"Caro Adriano, la vita corre più dei sogni di un ragazzo": Machella ricordato dagli amici
La scoperta del corpo di Adriano Machella giovedì scorso alle grotte di Santa Sperandia, totalmente carbonizzato, ha lasciato profondamente addolorate le tante persone che lo conoscevano. Oggi pomeriggio sul cadavere dell'uomo si è svolto l'esame autoptico condotto dal dottor Antonio Tombolini: la salma sarà presto restituita alla famiglia per poter predisporre i funerali.
Il farmacista maceratese che si è dato fuoco per farla finita era molto conosciuto ma da tempo soffriva di una depressione che non lo lasciava più vivere. Un post sui social di un amico di infanzia, ha toccato l'animo dei tanti amici che, attoniti di fronte a tale gesto, ora si chiedono se si potesse evitare una fine così tragica.
Il ricordo che ci accingiamo a pubblicare è un ricordo profondamente razionale quanto struggente, dipinge un Adriano ragazzino taciturno e molto intelligente. Ricorda i tempi spensierati in cui insieme raccoglievano ciliegie dall'albero e i tempi in cui Adriano si era avvicinato all'atletica leggera e aveva scoperto di essere forte. Parole leggere e delicate dedicate da un amico per un amico, ma pesanti come mattoni.
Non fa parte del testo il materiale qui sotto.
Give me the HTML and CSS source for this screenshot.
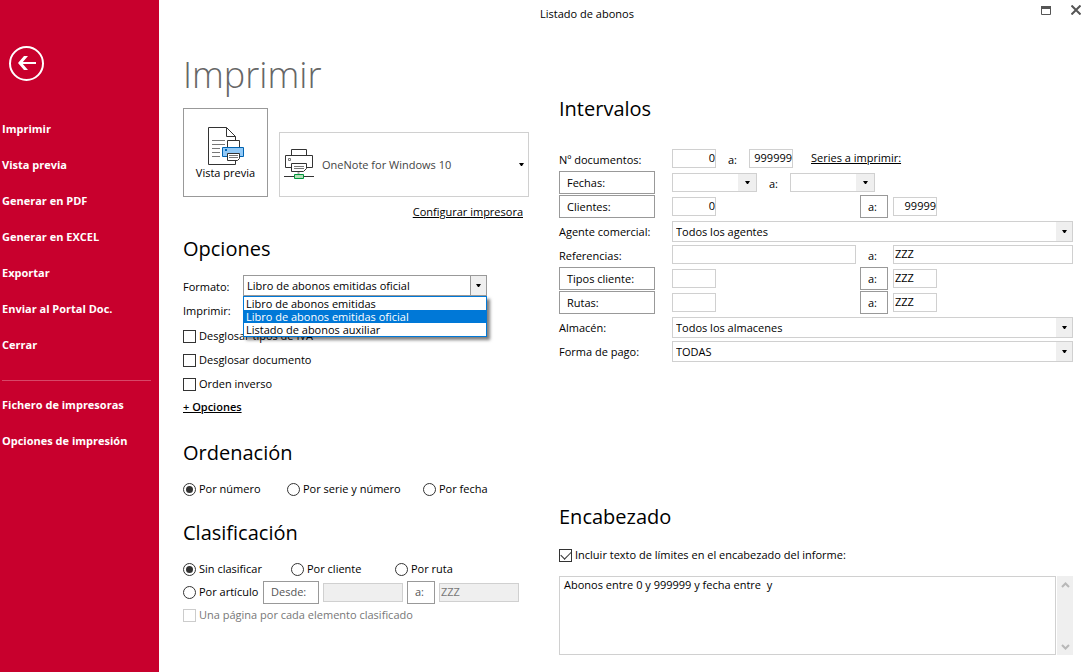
FILE: index.html
```html
<!DOCTYPE html>
<html lang="es">
<head>
<meta charset="utf-8">
<title>Listado de abonos</title>
<link rel="stylesheet" href="styles.css">
</head>
<body>
<aside class="sidebar">
  <button class="back" aria-label="Volver">
    <svg width="35" height="35" viewBox="0 0 35 35" fill="none" stroke="#fff"><circle cx="17.500" cy="17.500" r="16.500" stroke-width="2"/><path d="M11 17H27" stroke-width="2"/><path d="M9 17L15 10H19L13 17L19 24H15Z" fill="#fff" stroke="none"/></svg>
  </button>
  <nav class="menu">
    <a href="#">Imprimir</a>
    <a href="#">Vista previa</a>
    <a href="#">Generar en PDF</a>
    <a href="#">Generar en EXCEL</a>
    <a href="#">Exportar</a>
    <a href="#">Enviar al Portal Doc.</a>
    <a href="#">Cerrar</a>
    <hr>
    <a href="#">Fichero de impresoras</a>
    <a href="#">Opciones de impresión</a>
  </nav>
</aside>
<div class="window">
  <header class="titlebar">
    <span class="caption">Listado de abonos</span>
    <div class="window-buttons">
      <button aria-label="Maximizar"><svg width="10" height="10" viewBox="0 0 10 10"><path d="M.5 1.500H9.500V9.500H.5Z" fill="none" stroke="#555"/><path d="M0 1H10V4H0Z" fill="#555"/></svg></button>
      <button aria-label="Cerrar ventana"><svg width="10" height="10" viewBox="0 0 10 10"><path d="M.5 .5L9.500 9.500M9.500 .5L.5 9.500" stroke="#555" stroke-width="2"/></svg></button>
    </div>
  </header>
  <main class="content">
    <div class="left">
      <h1>Imprimir</h1>
      <div class="printer-row">
        <button class="preview">
          <svg width="36" height="39" viewBox="1 0 36 39" fill="none" stroke="#333">
            <path d="M19.500 .5H1.500V37.500H28.500V33M28.500 13V9.500L19.500 .5V9.500H28.500"/>
            <path d="M5 13.500H18M5 17.500H18M5 21.500H13M5 25.500H13M5 29.500H13" stroke="#777"/>
            <path d="M20.500 20V13.500H32.500V20" fill="#fff"/>
            <path d="M15.500 20.500H36.500V29.500H15.500Z" fill="#91c9f7" stroke="#0063b1"/>
            <path d="M18 22H20V24H18Z" fill="#0063b1" stroke="none"/>
            <path d="M20.500 26.500H32.500V31.500L30.500 33.500H20.500Z" fill="#fff"/>
            <path d="M22 28.500H31M22 30.500H31" stroke="#777"/>
          </svg>
          <span>Vista previa</span>
        </button>
        <div class="printer">
          <select aria-label="Impresora"><option>OneNote for Windows 10</option></select>
          <svg class="printer-icon" width="30" height="30" viewBox="0 0 30 30" fill="none" stroke="#333">
            <path d="M7.500 6V.5H22.500V6M7 18.500H1.500V6.500H28.500V18.500H23"/>
            <path d="M4.500 9.500H6.500V11.500H4.500Z" stroke="#777"/>
            <path d="M7.500 14.500H22.500V19.500L19.500 22.500H7.500Z" fill="#fff"/>
            <path d="M10 17.500H20M10 19.500H20" stroke="#777"/>
            <path d="M14.500 23V25" stroke="#aaa" stroke-width="2"/>
            <path d="M0 27.500H30"/>
            <path d="M10.500 25.500H19.500V29.500H10.500Z" fill="#b3e0b8" stroke="#00963c"/>
          </svg>
          <svg class="arrow" width="5" height="3" viewBox="0 0 5 3"><path d="M0 0H5L3 3H2Z"/></svg>
        </div>
      </div>
      <a class="configure" href="#">Configurar impresora</a>

      <section>
        <h2>Opciones</h2>
        <div class="option-row">
          <label for="formato">Formato:</label>
          <div class="combo format">
            <select id="formato"><option>Libro de abonos emitidas oficial</option></select>
            <span class="drop"><svg width="5" height="3" viewBox="0 0 5 3"><path d="M0 0H5L3 3H2Z"/></svg></span>
            <ul class="options" role="listbox" aria-label="Formato">
              <li role="option">Libro de abonos emitidas</li>
              <li role="option" class="selected" aria-selected="true">Libro de abonos emitidas oficial</li>
              <li role="option">Listado de abonos auxiliar</li>
            </ul>
          </div>
        </div>
        <div class="option-row"><span>Imprimir:</span></div>
        <div class="checks">
          <label class="check"><input type="checkbox">Desglosar tipos de IVA</label>
          <label class="check"><input type="checkbox">Desglosar documento</label>
          <label class="check"><input type="checkbox">Orden inverso</label>
        </div>
        <a class="more" href="#">+ Opciones</a>
      </section>

      <section class="ordering">
        <h2>Ordenación</h2>
        <div class="radios order">
          <label class="check"><input type="radio" name="orden" checked>Por número</label>
          <label class="check"><input type="radio" name="orden">Por serie y número</label>
          <label class="check"><input type="radio" name="orden">Por fecha</label>
        </div>
      </section>

      <section class="classing">
        <h2>Clasificación</h2>
        <div class="radios class">
          <label class="check"><input type="radio" name="clase" checked>Sin clasificar</label>
          <label class="check"><input type="radio" name="clase">Por cliente</label>
          <label class="check"><input type="radio" name="clase">Por ruta</label>
        </div>
        <div class="article">
          <label class="check"><input type="radio" name="clase">Por artículo</label>
          <button class="box from" disabled>Desde:</button>
          <input class="field" type="text" aria-label="Artículo desde" disabled>
          <button class="box to" disabled>a:</button>
          <input class="field" type="text" aria-label="Artículo hasta" value="ZZZ" disabled>
        </div>
        <label class="check off"><input type="checkbox" disabled>Una página por cada elemento clasificado</label>
      </section>
    </div>

    <div class="right">
      <section>
        <h2>Intervalos</h2>
        <div class="ranges">
          <label for="doc1">Nº documentos:</label>
          <div class="inline docs">
            <input class="field num" id="doc1" type="text" value="0">
            <label for="doc2">a:</label>
            <input class="field num" id="doc2" type="text" value="999999">
            <a href="#">Series a imprimir:</a>
          </div>

          <button class="box">Fechas:</button>
          <div class="inline dates">
            <div class="combo date"><select aria-label="Fecha desde"><option></option></select><span class="drop"><svg width="5" height="3" viewBox="0 0 5 3"><path d="M0 0H5L3 3H2Z"/></svg></span></div>
            <label for="fecha2">a:</label>
            <div class="combo date"><select id="fecha2"><option></option></select><span class="drop"><svg width="5" height="3" viewBox="0 0 5 3"><path d="M0 0H5L3 3H2Z"/></svg></span></div>
          </div>

          <button class="box">Clientes:</button>
          <div class="span">
            <input class="field num" type="text" aria-label="Cliente desde" value="0">
            <button class="box to">a:</button>
            <input class="field num" type="text" aria-label="Cliente hasta" value="99999">
          </div>

          <label for="agente">Agente comercial:</label>
          <div class="combo"><select id="agente"><option>Todos los agentes</option></select><span class="drop"><svg width="5" height="3" viewBox="0 0 5 3"><path d="M0 0H5L3 3H2Z"/></svg></span></div>

          <label for="ref1">Referencias:</label>
          <div class="span">
            <input class="field wide" id="ref1" type="text">
            <label class="mid" for="ref2">a:</label>
            <input class="field wide" id="ref2" type="text" value="ZZZ">
          </div>

          <button class="box">Tipos cliente:</button>
          <div class="span">
            <input class="field" type="text" aria-label="Tipo de cliente desde">
            <button class="box to">a:</button>
            <input class="field" type="text" aria-label="Tipo de cliente hasta" value="ZZZ">
          </div>

          <button class="box">Rutas:</button>
          <div class="span">
            <input class="field" type="text" aria-label="Ruta desde">
            <button class="box to">a:</button>
            <input class="field" type="text" aria-label="Ruta hasta" value="ZZZ">
          </div>

          <label for="almacen">Almacén:</label>
          <div class="combo"><select id="almacen"><option>Todos los almacenes</option></select><span class="drop"><svg width="5" height="3" viewBox="0 0 5 3"><path d="M0 0H5L3 3H2Z"/></svg></span></div>

          <label for="pago">Forma de pago:</label>
          <div class="combo"><select id="pago"><option>TODAS</option></select><span class="drop"><svg width="5" height="3" viewBox="0 0 5 3"><path d="M0 0H5L3 3H2Z"/></svg></span></div>
        </div>
      </section>

      <section class="heading">
        <h2>Encabezado</h2>
        <label class="check"><input type="checkbox" checked>Incluir texto de límites en el encabezado del informe:</label>
        <div class="memo">
          <textarea aria-label="Texto del encabezado">Abonos entre 0 y 999999 y fecha entre  y</textarea>
          <div class="scroll">
            <svg width="9" height="6" viewBox="0 0 9 6" fill="none" stroke="#b8b8b8" stroke-width="2"><path d="M1 5L4.500 1.500L8 5"/></svg>
            <svg width="9" height="6" viewBox="0 0 9 6" fill="none" stroke="#b8b8b8" stroke-width="2"><path d="M1 1L4.500 4.500L8 1"/></svg>
          </div>
        </div>
      </section>
    </div>
  </main>
</div>
</body>
</html>
```
FILE: styles.css
```css
* { box-sizing: border-box; }
body {
  margin: 0;
  min-height: 100vh;
  display: flex;
  background: #fff;
  color: #000;
  font: 11px/16px "Open Sans", "Noto Sans", sans-serif;
}
button, input, select, textarea { font: inherit; color: inherit; margin: 0; border-radius: 0; }
a { color: inherit; }
h1, h2 { margin: 0; font-weight: 400; }

.sidebar { width: 159px; flex: none; background: #c8002d; color: #fff; padding-top: 46px; }
.back { display: block; margin-left: 9px; padding: 0; width: 35px; height: 35px; border: 0; background: none; }
.back svg { display: block; }
.menu { display: flex; flex-direction: column; padding: 30px 8px 0 2px; font-weight: 700; }
.menu a { height: 36px; line-height: 36px; text-decoration: none; }
.menu hr { width: 100%; height: 1px; margin: 17px 0 6px; border: 0; background: #d84768; }

.window { flex: 1; min-width: 0; }
.titlebar { display: flex; height: 28px; }
.caption { flex: 1; text-align: center; line-height: 28px; }
.window-buttons { display: flex; align-items: flex-start; justify-content: flex-end; gap: 20px; width: 73px; padding: 5px 7px 0 0; }
.window-buttons button { padding: 0; border: 0; background: none; width: 10px; height: 10px; }
.window-buttons svg { display: block; }

.content { display: grid; grid-template-columns: 346px minmax(0, 1fr); gap: 30px; padding: 0 15px 0 24px; }
.left { padding-top: 22px; }
.right { padding-top: 66px; }
h1 { font-size: 36px; line-height: 50px; font-weight: 300; color: #666; }
h2 { font-size: 20px; line-height: 30px; }

.printer-row { display: flex; align-items: flex-end; gap: 11px; margin-top: 8px; }
.preview { display: flex; flex-direction: column; align-items: center; width: 85px; height: 89px; padding: 18px 0 0; border: 1px solid #999; background: #fff; }
.preview span { margin-top: -1px; }
.printer { position: relative; flex: 1; }
.printer select { appearance: none; display: block; width: 100%; height: 65px; padding: 0 20px 0 42px; border: 1px solid #d0d0d0; background: #fff; color: #444; }
.printer-icon { position: absolute; left: 5px; top: 17px; pointer-events: none; }
.arrow { position: absolute; right: 5px; top: 31px; pointer-events: none; }
.configure { display: block; width: fit-content; margin: 7px 6px 0 auto; }

.left section { margin-top: 14px; }
.option-row { display: grid; grid-template-columns: 60px 244px; align-items: start; height: 24px; line-height: 24px; }
.left h2 + .option-row { margin-top: 11px; }
.checks { margin-top: 1px; }
.check { display: flex; align-items: center; gap: 3px; height: 24px; }
.check input { appearance: none; flex: none; display: grid; place-items: center; width: 13px; height: 13px; border: 1px solid #333; background: #fff; }
.check input[type="radio"] { border-radius: 50%; }
.check input[type="radio"]:checked::before { content: ""; width: 7px; height: 7px; border-radius: 50%; background: #333; }
.check input[type="checkbox"]:checked::before { content: ""; width: 9px; height: 5px; border: solid #333; border-width: 0 0 1px 1px; transform: translateY(-1px) rotate(-45deg); }
.check input:disabled { border-color: #ccc; }
.off { color: #777; }
.more { display: block; width: fit-content; margin-top: 3px; font-weight: 600; }

.left .ordering { margin-top: 23px; }
.radios { display: grid; margin-top: 9px; }
.order { grid-template-columns: 104px 136px 1fr; }
.class { grid-template-columns: 108px 104px 1fr; }
.left .classing { margin-top: 17px; }
.article { display: flex; align-items: center; height: 22px; gap: 4px; }
.article .check { width: 76px; }
.article .box { color: #555; }
.article .field { width: 80px; }
.article .from { width: 56px; }

.combo { position: relative; display: flex; height: 21px; line-height: 16px; }
.combo select { appearance: none; width: 100%; padding: 0 20px 0 3px; border: 1px solid #d0d0d0; background: #fff; }
.combo .drop { position: absolute; inset: 1px 1px 1px auto; width: 16px; display: grid; place-items: center; background: #efefef; pointer-events: none; }
.date { width: 85px; height: 19px; }
.date .drop { width: 18px; }
.format select { border-color: #999; }
.format .drop { border-left: 1px solid #999; }
.options { position: absolute; z-index: 1; top: 21px; left: 0; right: 0; margin: 0; padding: 0; list-style: none; border: 1px solid #0078d7; background: #fff; box-shadow: 3px 3px 3px rgba(0, 0, 0, .5); }
.options li { height: 13px; line-height: 13px; padding-left: 2px; }
.options .selected { background: #0078d7; color: #fff; }

.field { width: 44px; height: 19px; padding: 0 2px 2px 1px; border: 1px solid #d0d0d0; background: #fff; }
.field:disabled { background: #efefef; color: #777; }
.num { text-align: right; padding-right: 0; }
.box { height: 23px; padding: 0 7px; border: 1px solid #999; background: #fff; text-align: left; }
.to { width: 28px; }
.wide { width: 100%; }

.ranges { display: grid; grid-template-columns: 96px minmax(0, 1fr); column-gap: 17px; grid-auto-rows: 24px; align-items: start; margin-top: 23px; }
.ranges label { line-height: 26px; }
.ranges .field, .ranges .combo { margin-top: 2px; }
.inline { display: flex; align-items: flex-start; }
.docs { gap: 12px; }
.docs a { margin-left: 6px; line-height: 22px; }
.dates { gap: 12px; }
.span { display: grid; grid-template-columns: minmax(0, 1fr) 29px 180px; align-items: start; column-gap: 4px; }
.mid { padding-left: 8px; }

.heading { margin-top: 139px; }
.heading .check { margin-top: 11px; }
.memo { display: flex; gap: 1px; margin-top: 9px; }
.memo textarea { flex: 1; height: 79px; padding: 0 4px; border: 1px solid #d0d0d0; resize: none; overflow: hidden; }
.scroll { display: flex; flex-direction: column; justify-content: space-between; align-items: center; width: 16px; padding: 6px 0 5px; background: #efefef; }
```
"Nel tempo delle ciliegie Adriano è morto, si è dato fuoco. Era un compagno della banda dei ragazzini delle case popolari, una banda vivacissima, chiassosa, giocosa, intraprendente, fantasiosa.
In questi giorni si partecipava regolarmente al “mese di maggio” che si recitava in uno dei garage dei cinque palazzi popolari, scelto a turno anno per anno. Al termine dell’orazione, col favore delle tenebre, si andava a ciliegie, quelle che rimanevano perché non resistevamo a farle fuori già dalla prima decade del mese, quando appena prendono colore.
Nella banda Adriano, che aveva un paio d’anni in più della media, era il più misurato, acuto, taciturno, come fosse già grande. Non faceva mai questione con nessuno, invece tra noi altri ragazzini i cazzotti si sprecavano così come l’amore.
I nostri padri erano tutti, come si dice, “proletari”, faticavano, tanto, e noi figli eravamo la loro unica ricchezza. Suo padre era falegname, bravissimo, (quando ero ormai grande a me fece in legno il primo mixer luci nel quale l’amico Pino impiantò i cursori).
Adriano scoprì che era forte nella corsa, ricordo una delle sue prime gare, noi ragazzi avevamo organizzato la festa rionale nella quale c’era anche una corsa che partiva dalle case popolari andava giù per Pisciacavalli e poi Villa Potenza, risaliva su per la Corta per ritornare in via Panfilo, io seguivo la corsa come giuria col mio dingo giallo. In partenza Pascocci detto l’Etrusco scattò come per una volata dei 100 metri, dopo 25 metri, dietro la curva, si fermò esausto.
C’erano molti concorrenti, ma Adriano a Pisciacavalli già falcava solitario al comando, aveva una falcata ampia e potente. Adriano continuò a vincere tante e tante gare, divenne il nostro esempio sportivo, si allenava e vinceva. Studiò farmacia, roba tosta.
Poi la vita corrente, che corre talvolta più dei sogni di un ragazzo.
Caro Adriano ti lasceremo qualche ciliegia sulla pianta in questa fine di maggio."